▸ **SHORT EXERCISE**:
Scan the material that follows. Copy every line containing the word "React".

[Records with interface code]
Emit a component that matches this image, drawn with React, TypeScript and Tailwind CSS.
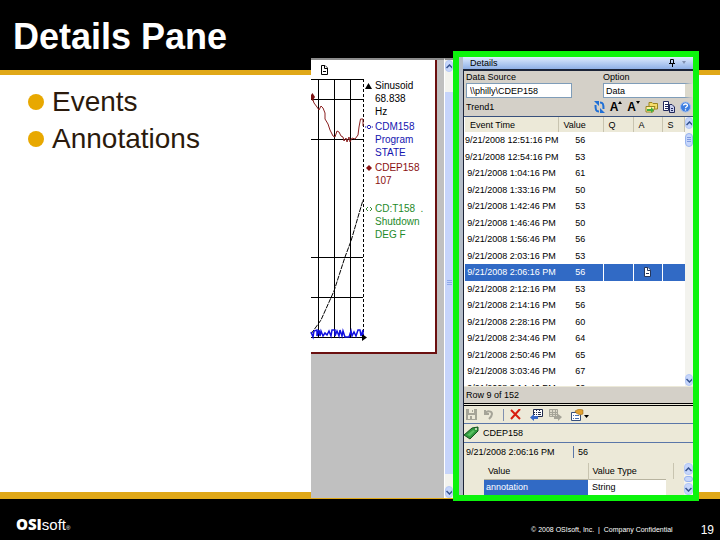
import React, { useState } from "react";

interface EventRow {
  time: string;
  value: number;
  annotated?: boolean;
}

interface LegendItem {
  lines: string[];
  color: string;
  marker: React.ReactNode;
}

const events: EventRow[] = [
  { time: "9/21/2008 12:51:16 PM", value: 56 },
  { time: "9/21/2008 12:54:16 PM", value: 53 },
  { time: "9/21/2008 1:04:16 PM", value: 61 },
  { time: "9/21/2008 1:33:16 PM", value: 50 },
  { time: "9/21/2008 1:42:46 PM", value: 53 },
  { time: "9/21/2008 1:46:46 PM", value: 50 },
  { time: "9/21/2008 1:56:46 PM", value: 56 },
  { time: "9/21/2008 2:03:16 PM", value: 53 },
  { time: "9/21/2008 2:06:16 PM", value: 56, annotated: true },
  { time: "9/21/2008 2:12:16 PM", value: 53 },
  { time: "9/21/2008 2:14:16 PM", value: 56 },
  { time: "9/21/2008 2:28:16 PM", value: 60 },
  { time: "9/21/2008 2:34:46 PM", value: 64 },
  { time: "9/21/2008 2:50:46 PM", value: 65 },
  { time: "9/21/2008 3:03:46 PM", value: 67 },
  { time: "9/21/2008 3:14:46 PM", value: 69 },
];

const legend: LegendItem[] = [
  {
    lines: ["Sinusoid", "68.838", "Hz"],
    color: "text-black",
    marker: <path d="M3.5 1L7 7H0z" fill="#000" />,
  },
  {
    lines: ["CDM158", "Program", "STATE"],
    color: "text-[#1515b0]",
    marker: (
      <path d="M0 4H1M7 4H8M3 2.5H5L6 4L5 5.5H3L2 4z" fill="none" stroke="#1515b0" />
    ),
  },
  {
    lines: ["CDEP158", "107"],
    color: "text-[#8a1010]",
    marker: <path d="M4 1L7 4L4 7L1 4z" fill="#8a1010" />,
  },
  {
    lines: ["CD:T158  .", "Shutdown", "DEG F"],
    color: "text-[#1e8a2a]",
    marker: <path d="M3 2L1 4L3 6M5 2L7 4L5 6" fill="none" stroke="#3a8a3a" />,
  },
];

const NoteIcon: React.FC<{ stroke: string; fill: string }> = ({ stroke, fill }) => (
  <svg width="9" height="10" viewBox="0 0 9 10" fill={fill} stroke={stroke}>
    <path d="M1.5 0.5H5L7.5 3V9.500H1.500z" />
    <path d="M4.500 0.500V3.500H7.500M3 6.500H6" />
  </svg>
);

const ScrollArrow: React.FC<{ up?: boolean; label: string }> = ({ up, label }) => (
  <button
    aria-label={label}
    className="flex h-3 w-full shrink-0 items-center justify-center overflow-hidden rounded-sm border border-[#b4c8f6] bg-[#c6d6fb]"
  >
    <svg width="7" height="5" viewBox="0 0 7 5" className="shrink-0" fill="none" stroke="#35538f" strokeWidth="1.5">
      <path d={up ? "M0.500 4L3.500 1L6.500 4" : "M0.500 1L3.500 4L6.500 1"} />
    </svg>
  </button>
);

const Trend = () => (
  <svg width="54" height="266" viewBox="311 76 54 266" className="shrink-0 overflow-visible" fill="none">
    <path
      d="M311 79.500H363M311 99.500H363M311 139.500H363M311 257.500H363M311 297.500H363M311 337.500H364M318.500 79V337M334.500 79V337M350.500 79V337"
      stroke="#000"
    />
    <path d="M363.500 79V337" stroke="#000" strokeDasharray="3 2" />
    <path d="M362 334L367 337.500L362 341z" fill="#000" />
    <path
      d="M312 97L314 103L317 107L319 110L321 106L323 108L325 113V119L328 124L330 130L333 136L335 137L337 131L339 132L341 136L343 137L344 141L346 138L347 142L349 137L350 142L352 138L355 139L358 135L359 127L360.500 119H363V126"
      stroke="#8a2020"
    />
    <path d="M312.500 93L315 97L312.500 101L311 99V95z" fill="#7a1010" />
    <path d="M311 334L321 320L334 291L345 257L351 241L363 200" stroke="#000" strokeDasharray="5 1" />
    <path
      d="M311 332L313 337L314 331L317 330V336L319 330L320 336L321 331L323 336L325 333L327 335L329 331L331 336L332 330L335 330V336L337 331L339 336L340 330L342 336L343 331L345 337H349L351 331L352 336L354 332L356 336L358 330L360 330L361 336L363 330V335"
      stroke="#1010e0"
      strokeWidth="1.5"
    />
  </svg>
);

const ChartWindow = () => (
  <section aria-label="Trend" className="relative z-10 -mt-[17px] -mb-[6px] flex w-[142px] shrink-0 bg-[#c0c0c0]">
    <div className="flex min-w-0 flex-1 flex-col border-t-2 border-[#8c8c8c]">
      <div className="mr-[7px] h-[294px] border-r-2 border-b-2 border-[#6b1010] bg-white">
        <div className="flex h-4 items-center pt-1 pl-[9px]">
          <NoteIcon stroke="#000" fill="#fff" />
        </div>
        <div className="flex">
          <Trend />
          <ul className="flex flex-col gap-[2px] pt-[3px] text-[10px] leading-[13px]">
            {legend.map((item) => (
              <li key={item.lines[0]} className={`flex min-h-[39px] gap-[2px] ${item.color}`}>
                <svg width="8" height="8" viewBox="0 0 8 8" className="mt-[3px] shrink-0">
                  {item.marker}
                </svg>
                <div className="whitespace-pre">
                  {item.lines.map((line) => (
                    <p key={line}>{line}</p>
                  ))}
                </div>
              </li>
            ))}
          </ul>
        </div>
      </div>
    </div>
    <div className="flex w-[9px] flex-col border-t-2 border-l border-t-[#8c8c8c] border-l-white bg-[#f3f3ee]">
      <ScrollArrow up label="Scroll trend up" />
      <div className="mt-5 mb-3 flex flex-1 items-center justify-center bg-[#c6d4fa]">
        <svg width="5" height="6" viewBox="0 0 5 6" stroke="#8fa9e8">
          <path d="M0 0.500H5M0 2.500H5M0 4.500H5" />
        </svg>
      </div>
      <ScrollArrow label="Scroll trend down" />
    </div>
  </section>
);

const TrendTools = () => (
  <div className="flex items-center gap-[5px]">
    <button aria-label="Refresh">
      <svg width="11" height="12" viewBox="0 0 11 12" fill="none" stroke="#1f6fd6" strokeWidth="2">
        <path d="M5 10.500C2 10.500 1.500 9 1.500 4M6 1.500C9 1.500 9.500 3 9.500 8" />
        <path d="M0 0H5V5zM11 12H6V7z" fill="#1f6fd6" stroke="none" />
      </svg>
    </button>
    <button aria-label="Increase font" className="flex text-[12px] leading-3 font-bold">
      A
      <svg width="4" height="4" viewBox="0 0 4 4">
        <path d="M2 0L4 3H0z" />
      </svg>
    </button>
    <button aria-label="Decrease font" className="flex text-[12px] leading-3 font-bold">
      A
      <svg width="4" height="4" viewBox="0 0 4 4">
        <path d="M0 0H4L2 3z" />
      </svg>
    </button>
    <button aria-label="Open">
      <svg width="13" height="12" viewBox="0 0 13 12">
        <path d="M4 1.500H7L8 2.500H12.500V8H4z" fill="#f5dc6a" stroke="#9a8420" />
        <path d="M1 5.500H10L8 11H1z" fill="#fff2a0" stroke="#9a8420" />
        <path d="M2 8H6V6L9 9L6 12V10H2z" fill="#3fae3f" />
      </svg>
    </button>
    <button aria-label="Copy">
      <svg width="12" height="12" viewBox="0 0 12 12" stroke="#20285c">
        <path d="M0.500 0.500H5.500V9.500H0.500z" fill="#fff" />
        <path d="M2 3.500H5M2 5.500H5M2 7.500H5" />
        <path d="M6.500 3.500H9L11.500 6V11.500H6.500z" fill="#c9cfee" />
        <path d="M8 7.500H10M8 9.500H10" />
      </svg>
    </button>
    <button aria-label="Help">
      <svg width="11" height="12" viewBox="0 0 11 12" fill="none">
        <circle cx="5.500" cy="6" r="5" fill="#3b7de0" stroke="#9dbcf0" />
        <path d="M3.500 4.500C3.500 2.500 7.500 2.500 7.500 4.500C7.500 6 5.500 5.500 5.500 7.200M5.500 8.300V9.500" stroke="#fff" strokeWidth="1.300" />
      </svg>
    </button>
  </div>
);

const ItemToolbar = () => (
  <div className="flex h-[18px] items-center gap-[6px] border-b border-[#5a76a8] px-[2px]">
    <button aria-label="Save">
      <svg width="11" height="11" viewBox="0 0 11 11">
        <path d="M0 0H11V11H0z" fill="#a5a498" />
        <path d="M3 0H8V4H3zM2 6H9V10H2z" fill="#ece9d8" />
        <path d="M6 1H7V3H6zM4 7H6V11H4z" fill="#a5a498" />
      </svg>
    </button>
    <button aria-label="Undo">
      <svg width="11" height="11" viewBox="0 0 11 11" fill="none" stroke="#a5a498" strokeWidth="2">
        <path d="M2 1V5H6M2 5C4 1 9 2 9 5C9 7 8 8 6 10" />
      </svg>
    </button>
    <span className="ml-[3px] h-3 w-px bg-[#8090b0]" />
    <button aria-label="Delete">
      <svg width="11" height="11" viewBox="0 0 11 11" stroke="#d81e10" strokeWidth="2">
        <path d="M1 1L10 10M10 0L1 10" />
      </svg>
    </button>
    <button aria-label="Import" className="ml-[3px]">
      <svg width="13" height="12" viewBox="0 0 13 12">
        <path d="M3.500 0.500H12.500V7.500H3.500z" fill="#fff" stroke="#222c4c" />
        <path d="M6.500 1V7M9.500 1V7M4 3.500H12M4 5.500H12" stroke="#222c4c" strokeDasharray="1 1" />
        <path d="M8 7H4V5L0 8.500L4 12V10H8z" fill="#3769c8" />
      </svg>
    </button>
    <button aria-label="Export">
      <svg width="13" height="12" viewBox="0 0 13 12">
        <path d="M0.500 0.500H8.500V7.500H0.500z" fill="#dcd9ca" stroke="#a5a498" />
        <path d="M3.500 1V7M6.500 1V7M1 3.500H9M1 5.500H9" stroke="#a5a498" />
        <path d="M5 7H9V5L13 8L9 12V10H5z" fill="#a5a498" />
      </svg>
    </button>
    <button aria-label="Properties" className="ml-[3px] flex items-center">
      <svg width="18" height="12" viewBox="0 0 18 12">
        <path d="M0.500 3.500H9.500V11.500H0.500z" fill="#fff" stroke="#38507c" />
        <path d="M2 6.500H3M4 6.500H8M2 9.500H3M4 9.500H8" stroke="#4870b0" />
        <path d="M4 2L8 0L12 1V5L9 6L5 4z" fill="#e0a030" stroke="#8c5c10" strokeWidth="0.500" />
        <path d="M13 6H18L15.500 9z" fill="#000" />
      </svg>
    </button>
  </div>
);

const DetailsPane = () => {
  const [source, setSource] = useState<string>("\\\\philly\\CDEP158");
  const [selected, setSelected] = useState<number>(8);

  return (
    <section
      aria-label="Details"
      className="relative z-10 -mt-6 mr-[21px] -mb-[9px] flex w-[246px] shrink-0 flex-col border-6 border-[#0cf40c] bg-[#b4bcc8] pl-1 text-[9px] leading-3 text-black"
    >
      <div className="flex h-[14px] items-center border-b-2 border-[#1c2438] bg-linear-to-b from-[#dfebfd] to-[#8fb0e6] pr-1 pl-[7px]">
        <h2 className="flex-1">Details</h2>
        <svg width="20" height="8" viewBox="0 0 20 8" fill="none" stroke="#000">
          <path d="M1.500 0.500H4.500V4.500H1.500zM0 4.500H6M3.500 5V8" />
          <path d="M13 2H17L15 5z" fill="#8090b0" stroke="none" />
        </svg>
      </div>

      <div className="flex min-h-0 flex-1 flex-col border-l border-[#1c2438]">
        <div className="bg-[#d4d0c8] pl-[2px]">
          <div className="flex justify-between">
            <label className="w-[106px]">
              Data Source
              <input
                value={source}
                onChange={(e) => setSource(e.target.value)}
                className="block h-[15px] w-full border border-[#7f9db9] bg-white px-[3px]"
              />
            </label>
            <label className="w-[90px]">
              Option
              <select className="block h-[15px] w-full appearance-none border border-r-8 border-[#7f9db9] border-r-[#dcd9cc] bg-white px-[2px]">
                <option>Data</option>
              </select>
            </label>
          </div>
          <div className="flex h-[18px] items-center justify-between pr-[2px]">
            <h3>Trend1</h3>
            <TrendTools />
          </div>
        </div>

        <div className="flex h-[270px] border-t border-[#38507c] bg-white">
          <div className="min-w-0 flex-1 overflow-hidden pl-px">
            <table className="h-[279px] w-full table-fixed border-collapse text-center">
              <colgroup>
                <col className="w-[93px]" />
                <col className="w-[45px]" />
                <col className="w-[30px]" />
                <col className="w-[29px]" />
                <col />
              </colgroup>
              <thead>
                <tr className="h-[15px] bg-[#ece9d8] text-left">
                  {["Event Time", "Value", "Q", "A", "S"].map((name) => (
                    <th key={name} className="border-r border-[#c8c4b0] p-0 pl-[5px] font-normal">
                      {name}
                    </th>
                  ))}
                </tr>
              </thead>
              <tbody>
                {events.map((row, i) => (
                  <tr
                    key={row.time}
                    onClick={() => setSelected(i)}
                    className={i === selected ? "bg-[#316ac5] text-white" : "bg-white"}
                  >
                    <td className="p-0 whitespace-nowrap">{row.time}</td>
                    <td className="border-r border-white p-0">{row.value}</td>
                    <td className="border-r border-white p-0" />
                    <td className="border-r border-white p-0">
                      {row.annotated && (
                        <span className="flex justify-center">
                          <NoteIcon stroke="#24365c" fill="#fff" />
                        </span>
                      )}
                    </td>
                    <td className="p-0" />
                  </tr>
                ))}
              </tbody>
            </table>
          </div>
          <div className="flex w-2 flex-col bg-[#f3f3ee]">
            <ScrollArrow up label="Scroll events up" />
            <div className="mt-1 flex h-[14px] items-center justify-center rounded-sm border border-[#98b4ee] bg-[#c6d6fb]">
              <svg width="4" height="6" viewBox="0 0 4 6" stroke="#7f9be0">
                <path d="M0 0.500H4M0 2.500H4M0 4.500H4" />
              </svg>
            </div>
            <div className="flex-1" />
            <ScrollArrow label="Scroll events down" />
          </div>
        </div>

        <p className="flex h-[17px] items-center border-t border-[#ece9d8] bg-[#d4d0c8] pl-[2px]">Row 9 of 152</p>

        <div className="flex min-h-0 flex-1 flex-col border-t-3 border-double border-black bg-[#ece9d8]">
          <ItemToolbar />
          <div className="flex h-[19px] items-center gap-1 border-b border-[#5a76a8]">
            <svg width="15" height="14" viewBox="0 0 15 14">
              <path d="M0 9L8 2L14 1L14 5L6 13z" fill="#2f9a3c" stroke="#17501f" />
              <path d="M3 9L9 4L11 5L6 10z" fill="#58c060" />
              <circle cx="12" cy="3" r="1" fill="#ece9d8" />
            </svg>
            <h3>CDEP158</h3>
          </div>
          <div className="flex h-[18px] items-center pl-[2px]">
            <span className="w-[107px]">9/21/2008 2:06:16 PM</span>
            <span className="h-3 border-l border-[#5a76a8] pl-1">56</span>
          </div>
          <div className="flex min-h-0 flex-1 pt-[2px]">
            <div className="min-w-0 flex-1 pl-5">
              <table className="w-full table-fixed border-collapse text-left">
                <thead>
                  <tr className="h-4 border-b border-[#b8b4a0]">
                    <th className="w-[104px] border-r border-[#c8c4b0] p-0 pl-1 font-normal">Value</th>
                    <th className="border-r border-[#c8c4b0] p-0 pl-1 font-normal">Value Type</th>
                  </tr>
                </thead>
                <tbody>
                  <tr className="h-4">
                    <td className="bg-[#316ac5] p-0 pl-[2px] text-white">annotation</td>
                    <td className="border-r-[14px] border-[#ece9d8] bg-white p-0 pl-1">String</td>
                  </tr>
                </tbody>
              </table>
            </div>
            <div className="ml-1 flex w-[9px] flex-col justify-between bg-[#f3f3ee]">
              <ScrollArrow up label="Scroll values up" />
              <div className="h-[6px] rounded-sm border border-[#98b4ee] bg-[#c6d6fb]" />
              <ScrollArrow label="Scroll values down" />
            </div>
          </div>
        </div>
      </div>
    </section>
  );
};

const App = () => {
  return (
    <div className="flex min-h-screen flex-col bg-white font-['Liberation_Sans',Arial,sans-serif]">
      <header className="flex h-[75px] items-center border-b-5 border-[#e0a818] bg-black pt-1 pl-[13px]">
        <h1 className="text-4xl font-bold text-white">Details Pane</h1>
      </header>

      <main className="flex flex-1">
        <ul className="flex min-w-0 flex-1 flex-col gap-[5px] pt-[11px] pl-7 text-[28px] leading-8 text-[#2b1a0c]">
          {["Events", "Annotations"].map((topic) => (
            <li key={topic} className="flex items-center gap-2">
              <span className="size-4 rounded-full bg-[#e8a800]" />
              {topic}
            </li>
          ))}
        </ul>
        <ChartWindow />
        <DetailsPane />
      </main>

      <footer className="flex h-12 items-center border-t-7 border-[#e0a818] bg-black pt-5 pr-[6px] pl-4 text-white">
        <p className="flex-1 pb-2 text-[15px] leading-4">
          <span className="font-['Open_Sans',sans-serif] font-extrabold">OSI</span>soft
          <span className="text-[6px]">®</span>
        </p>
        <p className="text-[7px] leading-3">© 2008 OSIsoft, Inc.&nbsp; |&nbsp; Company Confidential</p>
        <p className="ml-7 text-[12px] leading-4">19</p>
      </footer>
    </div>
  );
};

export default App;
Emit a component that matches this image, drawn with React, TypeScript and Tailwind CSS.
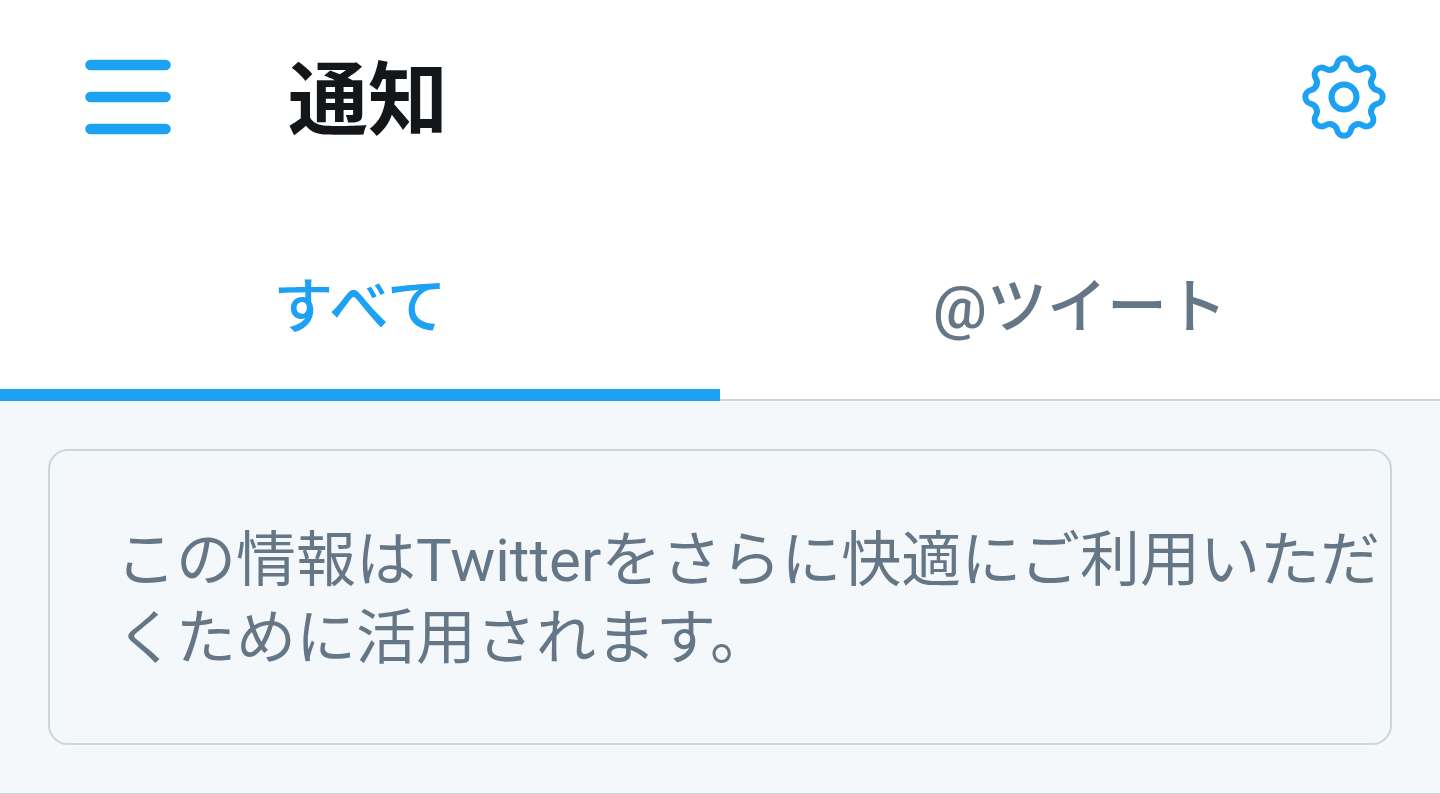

▸ **REPLY TO THE TASK**:
Emit a component that matches this image, drawn with React, TypeScript and Tailwind CSS.
import React, { useState } from "react";
  marker: React.ReactNode;
const NoteIcon: React.FC<{ stroke: string; fill: string }> = ({ stroke, fill }) => (
const ScrollArrow: React.FC<{ up?: boolean; label: string }> = ({ up, label }) => (
Emit a component that matches this image, drawn with React, TypeScript and Tailwind CSS.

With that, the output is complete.